# DATASET EXCERPT
· · ·
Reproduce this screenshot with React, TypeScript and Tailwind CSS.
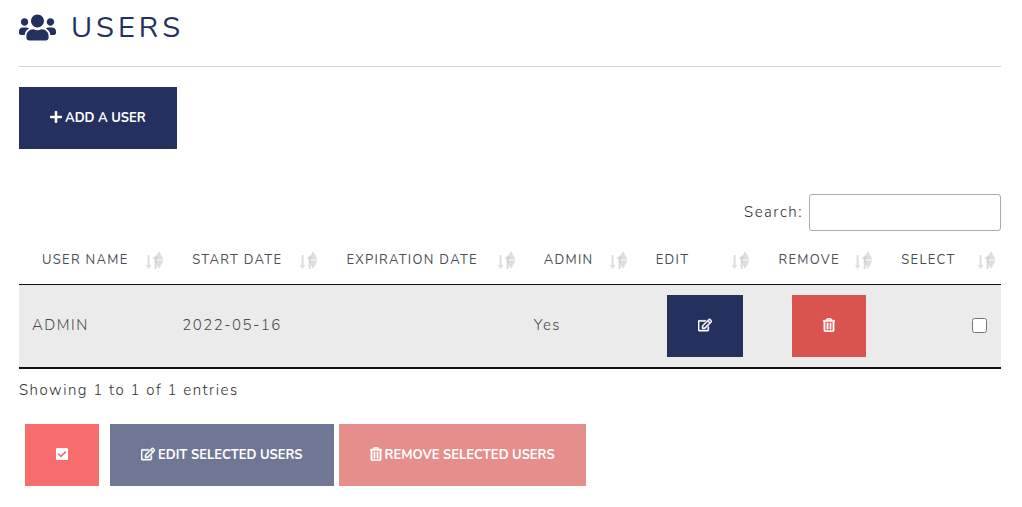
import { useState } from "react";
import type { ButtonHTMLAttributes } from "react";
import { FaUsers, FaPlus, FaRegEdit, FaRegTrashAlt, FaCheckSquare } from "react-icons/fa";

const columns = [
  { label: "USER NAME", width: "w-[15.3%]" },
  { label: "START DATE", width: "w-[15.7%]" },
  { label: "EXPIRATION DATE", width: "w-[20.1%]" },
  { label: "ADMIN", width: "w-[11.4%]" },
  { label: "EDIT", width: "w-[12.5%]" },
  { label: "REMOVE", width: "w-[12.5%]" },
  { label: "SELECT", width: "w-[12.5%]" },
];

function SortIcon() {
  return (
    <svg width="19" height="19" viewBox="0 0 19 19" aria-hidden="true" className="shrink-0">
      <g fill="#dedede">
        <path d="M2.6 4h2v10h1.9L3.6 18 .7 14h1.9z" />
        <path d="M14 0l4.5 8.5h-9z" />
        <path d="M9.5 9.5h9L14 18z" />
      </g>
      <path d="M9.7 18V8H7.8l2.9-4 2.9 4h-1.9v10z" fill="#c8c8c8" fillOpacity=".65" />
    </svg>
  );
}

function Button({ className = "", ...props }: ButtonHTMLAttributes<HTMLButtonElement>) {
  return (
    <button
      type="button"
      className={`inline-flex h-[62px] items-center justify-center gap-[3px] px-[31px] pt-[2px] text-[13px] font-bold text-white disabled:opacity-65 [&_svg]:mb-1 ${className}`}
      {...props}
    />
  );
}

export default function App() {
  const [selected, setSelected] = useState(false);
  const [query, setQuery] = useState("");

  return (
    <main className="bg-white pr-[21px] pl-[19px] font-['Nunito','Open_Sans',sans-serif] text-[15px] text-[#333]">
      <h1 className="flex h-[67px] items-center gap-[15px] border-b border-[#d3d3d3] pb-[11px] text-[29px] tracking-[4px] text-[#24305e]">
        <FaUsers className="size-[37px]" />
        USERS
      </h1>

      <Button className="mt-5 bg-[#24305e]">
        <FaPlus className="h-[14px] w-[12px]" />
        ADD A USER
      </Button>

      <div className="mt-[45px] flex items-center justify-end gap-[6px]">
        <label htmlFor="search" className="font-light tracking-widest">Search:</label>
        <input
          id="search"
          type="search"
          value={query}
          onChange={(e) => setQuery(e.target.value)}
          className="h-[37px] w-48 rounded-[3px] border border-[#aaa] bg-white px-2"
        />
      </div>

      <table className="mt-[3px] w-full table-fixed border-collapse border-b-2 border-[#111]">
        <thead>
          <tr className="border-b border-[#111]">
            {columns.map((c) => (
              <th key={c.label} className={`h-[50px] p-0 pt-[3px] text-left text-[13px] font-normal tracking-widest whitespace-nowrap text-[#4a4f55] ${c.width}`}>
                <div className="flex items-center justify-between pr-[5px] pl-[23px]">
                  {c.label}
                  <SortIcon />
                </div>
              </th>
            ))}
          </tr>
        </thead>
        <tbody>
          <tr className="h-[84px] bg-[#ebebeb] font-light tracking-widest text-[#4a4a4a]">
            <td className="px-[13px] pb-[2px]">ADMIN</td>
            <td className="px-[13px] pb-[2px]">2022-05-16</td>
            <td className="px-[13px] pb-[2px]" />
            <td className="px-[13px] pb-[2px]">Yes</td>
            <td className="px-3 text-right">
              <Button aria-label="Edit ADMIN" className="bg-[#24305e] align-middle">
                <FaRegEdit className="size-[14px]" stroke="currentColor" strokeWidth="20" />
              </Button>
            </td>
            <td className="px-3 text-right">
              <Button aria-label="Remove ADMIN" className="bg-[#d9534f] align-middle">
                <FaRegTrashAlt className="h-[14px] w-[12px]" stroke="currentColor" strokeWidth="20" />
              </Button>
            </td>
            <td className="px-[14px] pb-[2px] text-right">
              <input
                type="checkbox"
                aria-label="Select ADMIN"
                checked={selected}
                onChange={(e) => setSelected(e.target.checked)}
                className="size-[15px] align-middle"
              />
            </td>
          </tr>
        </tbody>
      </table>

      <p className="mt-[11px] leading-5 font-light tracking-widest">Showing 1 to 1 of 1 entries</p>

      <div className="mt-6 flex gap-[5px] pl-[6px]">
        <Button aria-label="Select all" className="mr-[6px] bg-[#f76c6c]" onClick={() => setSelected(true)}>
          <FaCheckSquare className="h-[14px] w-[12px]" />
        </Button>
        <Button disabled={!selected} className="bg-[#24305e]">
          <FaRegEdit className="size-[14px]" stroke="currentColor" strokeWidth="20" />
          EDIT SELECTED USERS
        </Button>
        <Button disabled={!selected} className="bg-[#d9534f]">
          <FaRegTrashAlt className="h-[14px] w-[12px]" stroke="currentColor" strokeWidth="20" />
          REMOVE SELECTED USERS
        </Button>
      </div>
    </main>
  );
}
· · ·
# TASK STATEMENT
Copy out all of the data word for word. Do not carry over any picture.

# WRITTEN ANSWER
Reproduce this screenshot with React, TypeScript and Tailwind CSS.
import { useState } from "react";
import type { ButtonHTMLAttributes } from "react";
import { FaUsers, FaPlus, FaRegEdit, FaRegTrashAlt, FaCheckSquare } from "react-icons/fa";

const columns = [
  { label: "USER NAME", width: "w-[15.3%]" },
  { label: "START DATE", width: "w-[15.7%]" },
  { label: "EXPIRATION DATE", width: "w-[20.1%]" },
  { label: "ADMIN", width: "w-[11.4%]" },
  { label: "EDIT", width: "w-[12.5%]" },
  { label: "REMOVE", width: "w-[12.5%]" },
  { label: "SELECT", width: "w-[12.5%]" },
];

function SortIcon() {
  return (
    <svg width="19" height="19" viewBox="0 0 19 19" aria-hidden="true" className="shrink-0">
      <g fill="#dedede">
        <path d="M2.6 4h2v10h1.9L3.6 18 .7 14h1.9z" />
        <path d="M14 0l4.5 8.5h-9z" />
        <path d="M9.5 9.5h9L14 18z" />
      </g>
      <path d="M9.7 18V8H7.8l2.9-4 2.9 4h-1.9v10z" fill="#c8c8c8" fillOpacity=".65" />
    </svg>
  );
}

function Button({ className = "", ...props }: ButtonHTMLAttributes<HTMLButtonElement>) {
  return (
    <button
      type="button"
      className={`inline-flex h-[62px] items-center justify-center gap-[3px] px-[31px] pt-[2px] text-[13px] font-bold text-white disabled:opacity-65 [&_svg]:mb-1 ${className}`}
      {...props}
    />
  );
}

export default function App() {
  const [selected, setSelected] = useState(false);
  const [query, setQuery] = useState("");

  return (
    <main className="bg-white pr-[21px] pl-[19px] font-['Nunito','Open_Sans',sans-serif] text-[15px] text-[#333]">
      <h1 className="flex h-[67px] items-center gap-[15px] border-b border-[#d3d3d3] pb-[11px] text-[29px] tracking-[4px] text-[#24305e]">
        <FaUsers className="size-[37px]" />
        USERS
      </h1>

      <Button className="mt-5 bg-[#24305e]">
        <FaPlus className="h-[14px] w-[12px]" />
        ADD A USER
      </Button>

      <div className="mt-[45px] flex items-center justify-end gap-[6px]">
        <label htmlFor="search" className="font-light tracking-widest">Search:</label>
        <input
          id="search"
          type="search"
          value={query}
          onChange={(e) => setQuery(e.target.value)}
          className="h-[37px] w-48 rounded-[3px] border border-[#aaa] bg-white px-2"
        />
      </div>

      <table className="mt-[3px] w-full table-fixed border-collapse border-b-2 border-[#111]">
        <thead>
          <tr className="border-b border-[#111]">
            {columns.map((c) => (
              <th key={c.label} className={`h-[50px] p-0 pt-[3px] text-left text-[13px] font-normal tracking-widest whitespace-nowrap text-[#4a4f55] ${c.width}`}>
                <div className="flex items-center justify-between pr-[5px] pl-[23px]">
                  {c.label}
                  <SortIcon />
                </div>
              </th>
            ))}
          </tr>
        </thead>
        <tbody>
          <tr className="h-[84px] bg-[#ebebeb] font-light tracking-widest text-[#4a4a4a]">
            <td className="px-[13px] pb-[2px]">ADMIN</td>
            <td className="px-[13px] pb-[2px]">2022-05-16</td>
            <td className="px-[13px] pb-[2px]" />
            <td className="px-[13px] pb-[2px]">Yes</td>
            <td className="px-3 text-right">
              <Button aria-label="Edit ADMIN" className="bg-[#24305e] align-middle">
                <FaRegEdit className="size-[14px]" stroke="currentColor" strokeWidth="20" />
              </Button>
            </td>
            <td className="px-3 text-right">
              <Button aria-label="Remove ADMIN" className="bg-[#d9534f] align-middle">
                <FaRegTrashAlt className="h-[14px] w-[12px]" stroke="currentColor" strokeWidth="20" />
              </Button>
            </td>
            <td className="px-[14px] pb-[2px] text-right">
              <input
                type="checkbox"
                aria-label="Select ADMIN"
                checked={selected}
                onChange={(e) => setSelected(e.target.checked)}
                className="size-[15px] align-middle"
              />
            </td>
          </tr>
        </tbody>
      </table>

      <p className="mt-[11px] leading-5 font-light tracking-widest">Showing 1 to 1 of 1 entries</p>

      <div className="mt-6 flex gap-[5px] pl-[6px]">
        <Button aria-label="Select all" className="mr-[6px] bg-[#f76c6c]" onClick={() => setSelected(true)}>
          <FaCheckSquare className="h-[14px] w-[12px]" />
        </Button>
        <Button disabled={!selected} className="bg-[#24305e]">
          <FaRegEdit className="size-[14px]" stroke="currentColor" strokeWidth="20" />
          EDIT SELECTED USERS
        </Button>
        <Button disabled={!selected} className="bg-[#d9534f]">
          <FaRegTrashAlt className="h-[14px] w-[12px]" stroke="currentColor" strokeWidth="20" />
          REMOVE SELECTED USERS
        </Button>
      </div>
    </main>
  );
}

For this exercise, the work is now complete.